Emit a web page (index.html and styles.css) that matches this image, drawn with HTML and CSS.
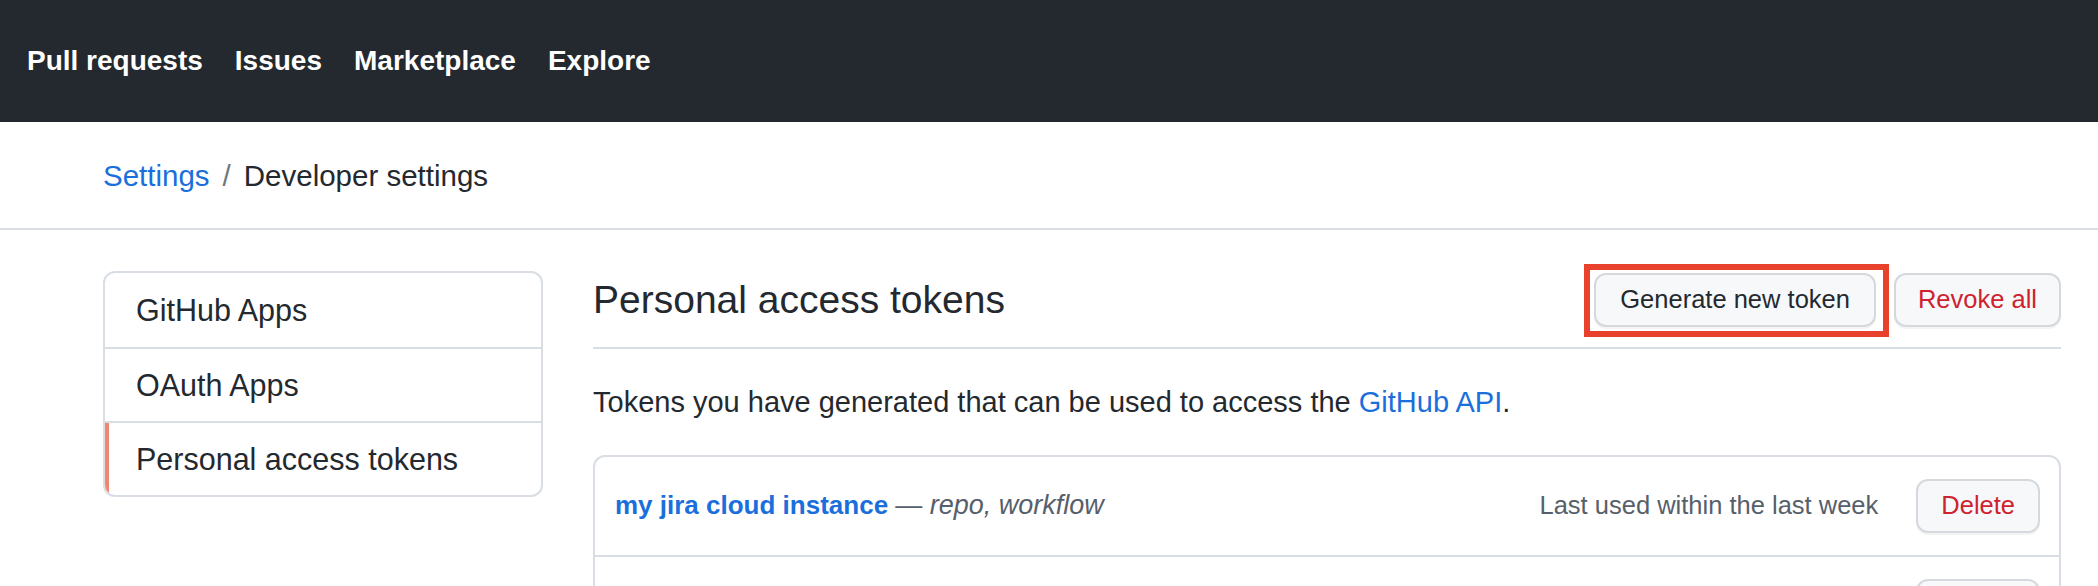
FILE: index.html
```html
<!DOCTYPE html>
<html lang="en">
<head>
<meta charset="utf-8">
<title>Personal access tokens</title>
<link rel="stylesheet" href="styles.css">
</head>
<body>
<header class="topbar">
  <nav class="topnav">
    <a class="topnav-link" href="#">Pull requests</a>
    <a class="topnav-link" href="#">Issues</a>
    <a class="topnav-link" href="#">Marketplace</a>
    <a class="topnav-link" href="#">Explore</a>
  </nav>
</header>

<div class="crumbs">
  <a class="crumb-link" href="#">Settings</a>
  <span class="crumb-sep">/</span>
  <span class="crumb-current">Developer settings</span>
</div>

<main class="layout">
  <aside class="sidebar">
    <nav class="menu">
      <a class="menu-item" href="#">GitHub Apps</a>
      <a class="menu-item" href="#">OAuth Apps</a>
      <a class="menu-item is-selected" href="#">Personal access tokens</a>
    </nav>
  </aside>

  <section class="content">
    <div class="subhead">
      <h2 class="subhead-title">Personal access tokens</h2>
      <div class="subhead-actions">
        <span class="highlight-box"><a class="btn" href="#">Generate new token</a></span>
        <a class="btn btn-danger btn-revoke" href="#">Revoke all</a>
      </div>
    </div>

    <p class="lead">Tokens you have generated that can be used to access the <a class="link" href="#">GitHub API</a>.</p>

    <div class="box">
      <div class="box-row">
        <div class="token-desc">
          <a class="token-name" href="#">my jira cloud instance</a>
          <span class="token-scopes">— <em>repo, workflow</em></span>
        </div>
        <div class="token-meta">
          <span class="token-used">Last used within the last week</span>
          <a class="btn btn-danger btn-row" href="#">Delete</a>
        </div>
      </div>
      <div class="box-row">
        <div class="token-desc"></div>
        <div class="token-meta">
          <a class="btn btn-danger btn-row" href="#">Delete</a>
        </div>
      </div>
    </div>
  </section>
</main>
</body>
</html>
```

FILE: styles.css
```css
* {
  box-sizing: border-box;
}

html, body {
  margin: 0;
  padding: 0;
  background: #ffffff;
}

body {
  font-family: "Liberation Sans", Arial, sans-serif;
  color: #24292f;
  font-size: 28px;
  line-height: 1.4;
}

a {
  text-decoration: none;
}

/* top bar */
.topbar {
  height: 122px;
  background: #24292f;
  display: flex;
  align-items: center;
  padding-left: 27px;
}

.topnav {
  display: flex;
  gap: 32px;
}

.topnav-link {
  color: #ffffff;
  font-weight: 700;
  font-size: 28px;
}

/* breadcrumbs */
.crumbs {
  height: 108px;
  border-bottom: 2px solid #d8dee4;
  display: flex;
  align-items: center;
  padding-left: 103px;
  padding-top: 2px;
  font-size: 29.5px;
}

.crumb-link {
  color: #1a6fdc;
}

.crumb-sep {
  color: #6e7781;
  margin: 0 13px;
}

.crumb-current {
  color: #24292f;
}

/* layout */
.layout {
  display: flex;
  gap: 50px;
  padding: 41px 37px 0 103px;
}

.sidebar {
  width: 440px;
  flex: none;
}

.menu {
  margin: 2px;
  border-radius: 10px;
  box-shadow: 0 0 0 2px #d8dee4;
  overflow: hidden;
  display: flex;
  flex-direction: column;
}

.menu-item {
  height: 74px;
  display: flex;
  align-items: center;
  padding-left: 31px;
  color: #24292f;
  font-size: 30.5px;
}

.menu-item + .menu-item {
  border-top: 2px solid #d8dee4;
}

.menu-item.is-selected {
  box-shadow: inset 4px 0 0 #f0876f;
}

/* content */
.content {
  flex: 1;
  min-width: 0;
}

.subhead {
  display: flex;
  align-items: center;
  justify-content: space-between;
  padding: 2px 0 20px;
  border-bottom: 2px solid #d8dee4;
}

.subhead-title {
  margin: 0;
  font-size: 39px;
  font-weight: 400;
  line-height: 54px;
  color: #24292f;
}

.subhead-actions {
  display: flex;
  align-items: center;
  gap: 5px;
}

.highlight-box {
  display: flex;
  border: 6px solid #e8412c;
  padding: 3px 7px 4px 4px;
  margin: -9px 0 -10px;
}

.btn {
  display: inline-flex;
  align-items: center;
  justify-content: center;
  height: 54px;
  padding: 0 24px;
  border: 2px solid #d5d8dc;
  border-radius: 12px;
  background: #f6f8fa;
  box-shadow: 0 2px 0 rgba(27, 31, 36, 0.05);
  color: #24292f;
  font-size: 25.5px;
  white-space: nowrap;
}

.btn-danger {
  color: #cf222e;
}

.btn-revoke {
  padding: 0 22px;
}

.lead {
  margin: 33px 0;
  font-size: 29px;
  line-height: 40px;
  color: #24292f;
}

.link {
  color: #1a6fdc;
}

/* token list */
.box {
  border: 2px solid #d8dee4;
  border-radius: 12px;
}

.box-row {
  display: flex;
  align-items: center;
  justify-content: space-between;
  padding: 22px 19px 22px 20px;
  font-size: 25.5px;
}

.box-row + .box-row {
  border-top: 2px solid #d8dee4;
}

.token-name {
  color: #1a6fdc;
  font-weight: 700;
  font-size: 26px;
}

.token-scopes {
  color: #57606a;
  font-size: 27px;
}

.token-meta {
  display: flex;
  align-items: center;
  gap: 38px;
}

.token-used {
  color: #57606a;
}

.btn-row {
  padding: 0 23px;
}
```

•••••

| Task to carry out |
Make a list of all lines in the data that contain "styles".

| Solution for this problem |
Emit a web page (index.html and styles.css) that matches this image, drawn with HTML and CSS.
<link rel="stylesheet" href="styles.css">
FILE: styles.css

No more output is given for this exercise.